This post provides an illustration of a simple idea that many readers will understand, but it may still provide "Aha" moment for some readers.
The idea is that your life expectancy continues to grow as you age, so that the number of expected remaining years in your life will decline, but it declines at a slower rate than your increasing age.
This is illustrated below using median life expectancies, where there is a 50% probability of living past a certain age. This distribution is based on the Gompertz probability distribution function (which I will write more about that later time). The idea is that age 65, the person has a 50% chance of living 21.85 more years to just below age 87. The blue curve shows the remaining lifespan based on this age 65 calculation. By age 87, the number of remaining years is zero. Subsequent ages are beyond the age 65 life expectancy.

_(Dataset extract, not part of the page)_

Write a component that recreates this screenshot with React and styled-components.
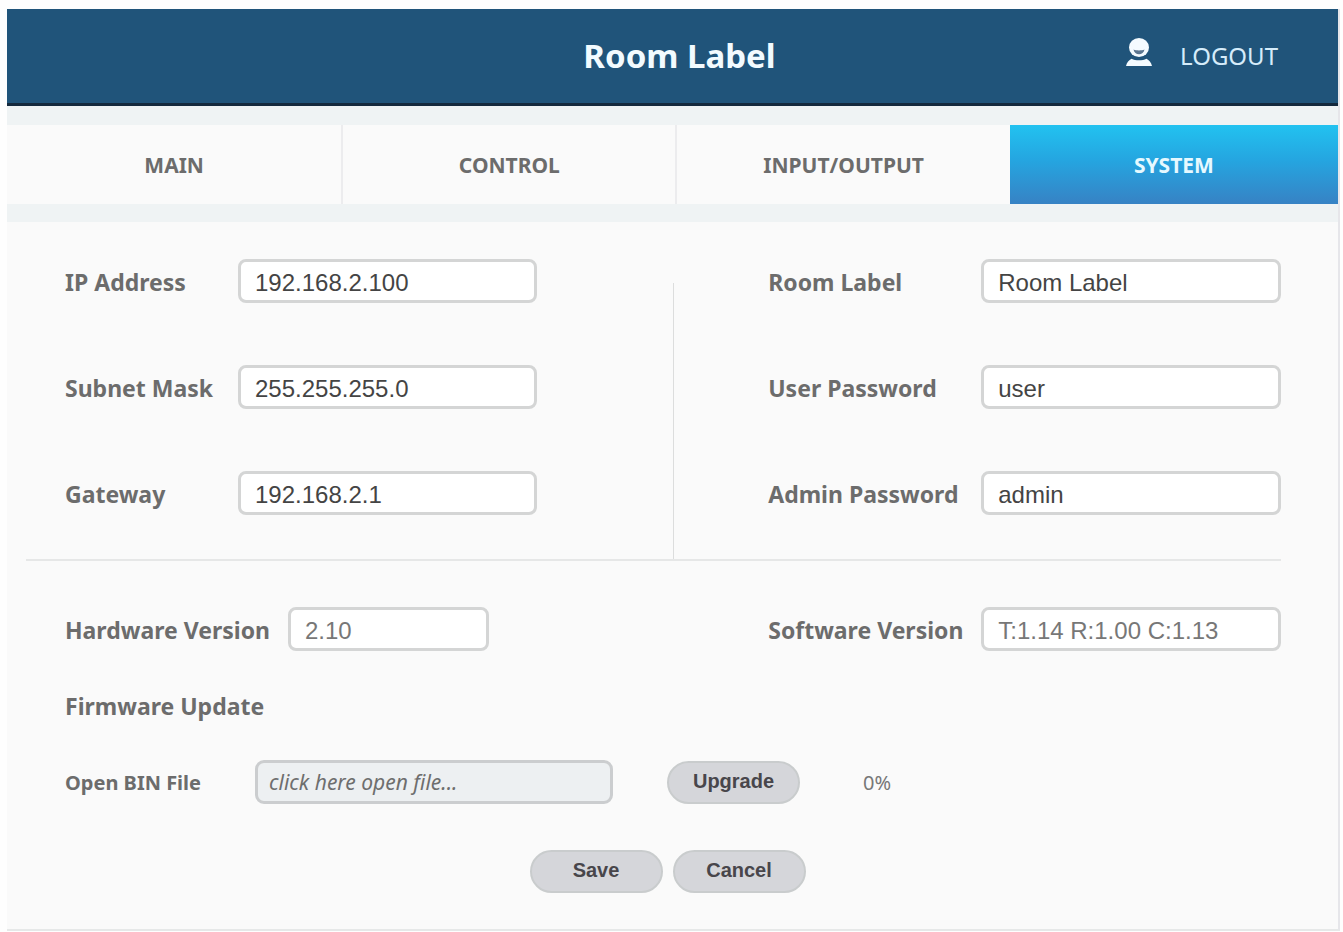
import { useState } from "react";
import styled, { createGlobalStyle } from "styled-components";

const GlobalStyle = createGlobalStyle`
  * {
    box-sizing: border-box;
  }

  body {
    margin: 0;
    background-color: #fefefe;
    font-family: "Noto Sans", "Open Sans", sans-serif;
    color: #6c6c6c;
  }

  button, input {
    font-family: inherit;
  }
`;

const Frame = styled.div`
  margin: 9px 3px 0 7px;
  border-right: 2px solid #e6e6ea;
  border-bottom: 2px solid #e6e8e8;
  background-color: #fafafa;
`;

const Header = styled.header`
  display: grid;
  grid-template-columns: 1fr auto 1fr;
  align-items: center;
  height: 97px;
  padding: 0 60px 0 74px;
  background-color: #20547a;
  border-bottom: 3px solid #14293d;
`;

const Title = styled.h1`
  grid-column: 2;
  margin: 0;
  font-size: 33px;
  line-height: 40px;
  color: #f2fbff;
`;

const Logout = styled.button`
  justify-self: end;
  display: flex;
  align-items: center;
  gap: 28px;
  padding: 0;
  border: none;
  background: none;
  font-size: 24px;
  line-height: 28px;
  color: #d5ecfa;
  cursor: pointer;
`;

const UserIcon = styled.svg`
  width: 26px;
  height: 28px;
  margin-bottom: 8px;
`;

const Tabs = styled.nav`
  display: grid;
  grid-template-columns: repeat(3, 335fr) 329fr;
  padding: 19px 0 18px;
  background-color: #eff3f4;
`;

const Tab = styled.button`
  height: 79px;
  padding: 0;
  border: none;
  border-left: ${({ $first }) => ($first ? "none" : "2px solid #ececee")};
  background: #fafafa;
  font-size: 21px;
  font-weight: bold;
  color: #6c6c6c;
  cursor: pointer;

  ${({ $active }) => $active && `
    border-left: none;
    background: linear-gradient(#22c2f0, #25a5e0 45%, #3782c4);
    color: #e6f9ff;
  `}
`;

const Panel = styled.form`
  padding: 37px 57px 36px 19px;
`;

const Settings = styled.div`
  display: grid;
  grid-template-columns: minmax(0, 16fr) 1px minmax(0, 15fr);
  border-bottom: 2px solid #e6e7e7;
`;

const Divider = styled.div`
  margin-top: 24px;
  background-color: #dcdddd;
`;

const Group = styled.div`
  display: flex;
  flex-direction: column;
  gap: 62px;
  padding: 0 0 44px ${({ $right }) => ($right ? "94px" : "39px")};
`;

const Row = styled.div`
  display: flex;
  align-items: center;
`;

const Label = styled.label`
  flex: none;
  width: ${({ $width }) => $width}px;
  padding-top: 2px;
  font-size: ${({ $small }) => ($small ? "20px" : "23px")};
  font-weight: bold;
  line-height: 28px;
  white-space: nowrap;
`;

const Input = styled.input`
  flex: ${({ $width }) => ($width ? `0 1 ${$width}px` : "1")};
  min-width: 0;
  height: 44px;
  padding: 3px 14px 0;
  border: 3px solid #d4d5d5;
  border-radius: 8px;
  background-color: #fff;
  font-family: "Liberation Sans", Arial, sans-serif;
  font-size: 24px;
  color: ${({ readOnly }) => (readOnly ? "#777" : "#444")};
  outline: none;
`;

const FileInput = styled.input`
  flex: 0 1 358px;
  min-width: 0;
  height: 44px;
  padding: 0 11px;
  border: 3px solid #cbcdcf;
  border-radius: 9px;
  background-color: #edf0f2;
  font-size: 21px;
  cursor: pointer;
  outline: none;

  &::placeholder {
    font-style: italic;
    color: #6e6e6e;
    opacity: 1;
  }
`;

const Versions = styled.div`
  display: grid;
  grid-template-columns: minmax(0, 16fr) 1px minmax(0, 15fr);
  padding-top: 46px;
`;

const VersionCell = styled(Row)`
  grid-column: ${({ $right }) => ($right ? 3 : 1)};
  padding-left: ${({ $right }) => ($right ? "94px" : "39px")};
`;

const SubTitle = styled.h2`
  margin: 39px 0 0 39px;
  font-size: 23px;
  line-height: 32px;
`;

const Firmware = styled(Row)`
  margin-top: 38px;
  padding-left: 39px;
`;

const Button = styled.button`
  width: 133px;
  height: 43px;
  padding: 0 0 2px;
  border: 2px solid #c9cccd;
  border-radius: 22px;
  background-color: #d5d6da;
  font-family: "Liberation Sans", Arial, sans-serif;
  font-size: 20px;
  font-weight: bold;
  color: #48464b;
  cursor: pointer;
`;

const UpgradeButton = styled(Button)`
  margin-left: 54px;
`;

const Progress = styled.output`
  margin-left: 63px;
  font-size: 20px;
  color: #777;
`;

const Actions = styled.div`
  display: flex;
  justify-content: center;
  gap: 10px;
  margin-top: 46px;
  padding-left: 28px;
`;

const tabs = ["MAIN", "CONTROL", "INPUT/OUTPUT", "SYSTEM"];

const networkFields = [
  { name: "ip", label: "IP Address" },
  { name: "mask", label: "Subnet Mask" },
  { name: "gateway", label: "Gateway" },
];

const accessFields = [
  { name: "room", label: "Room Label" },
  { name: "user", label: "User Password" },
  { name: "admin", label: "Admin Password" },
];

const defaults = {
  ip: "192.168.2.100",
  mask: "255.255.255.0",
  gateway: "192.168.2.1",
  room: "Room Label",
  user: "user",
  admin: "admin",
};

const App = () => {
  const [activeTab, setActiveTab] = useState("SYSTEM");
  const [values, setValues] = useState(defaults);

  const handleChange = (e) => {
    setValues({ ...values, [e.target.name]: e.target.value });
  };

  const renderField = ({ name, label }, labelWidth, inputWidth) => (
    <Row key={name}>
      <Label htmlFor={name} $width={labelWidth}>{label}</Label>
      <Input id={name} name={name} $width={inputWidth} value={values[name]} onChange={handleChange} />
    </Row>
  );

  return (
    <>
      <GlobalStyle />
      <Frame>
        <Header>
          <Title>Room Label</Title>
          <Logout type="button">
            <UserIcon viewBox="0 0 26 28" aria-hidden="true">
              <ellipse cx="13" cy="9.500" rx="10" ry="9.500" fill="#f4fbff" />
              <path d="M7.500 11.500c3 1.200 8 1.200 11 0-.5 3.200-2.800 4.700-5.500 4.700s-5-1.500-5.500-4.700z" fill="#5b7690" />
              <path d="M0 28c.8-3.500 3-6 5.500-7.300 4 2 11 2 15 0 2.500 1.300 4.700 3.800 5.500 7.300z" fill="#f4fbff" />
            </UserIcon>
            LOGOUT
          </Logout>
        </Header>
        <Tabs>
          {tabs.map((tab, i) => (
            <Tab key={tab} type="button" $first={i === 0} $active={activeTab === tab} onClick={() => setActiveTab(tab)}>
              {tab}
            </Tab>
          ))}
        </Tabs>
        <Panel onSubmit={(e) => e.preventDefault()}>
          <Settings>
            <Group>{networkFields.map((field) => renderField(field, 173, 299))}</Group>
            <Divider />
            <Group $right>{accessFields.map((field) => renderField(field, 213))}</Group>
          </Settings>
          <Versions>
            <VersionCell>
              <Label htmlFor="hardware" $width={223}>Hardware Version</Label>
              <Input id="hardware" $width={201} value="2.10" readOnly />
            </VersionCell>
            <VersionCell $right>
              <Label htmlFor="software" $width={213}>Software Version</Label>
              <Input id="software" value="T:1.14 R:1.00 C:1.13" readOnly />
            </VersionCell>
          </Versions>
          <SubTitle>Firmware Update</SubTitle>
          <Firmware>
            <Label htmlFor="bin" $width={190} $small>Open BIN File</Label>
            <FileInput id="bin" placeholder="click here open file..." readOnly />
            <UpgradeButton type="button">Upgrade</UpgradeButton>
            <Progress htmlFor="bin">0%</Progress>
          </Firmware>
          <Actions>
            <Button type="submit">Save</Button>
            <Button type="button" onClick={() => setValues(defaults)}>Cancel</Button>
          </Actions>
        </Panel>
      </Frame>
    </>
  );
};

export default App;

The red curve, on the other hand, shows the number of remaining years one has a 50% chance of still living, given that they've already survived to each subsequent age beyond 65. This is how things really work. Someone who is age 80 now has more than a 50% chance of living beyond age 87. They actually have a 50% chance of living to age 90. They can expect 10 more years. For someone who has lived to age 90, the remaining life expectancy is not zero. Given their age, they can still expect a 50% chance of living five more years.
This explains why it is a big mistake to use life expectancies at birth when thinking about how long one will live in their retirement. Once one has reached their retirement age, they should to live much longer than their life expectancy at birth because they were not a part of the population that died before the retirement age.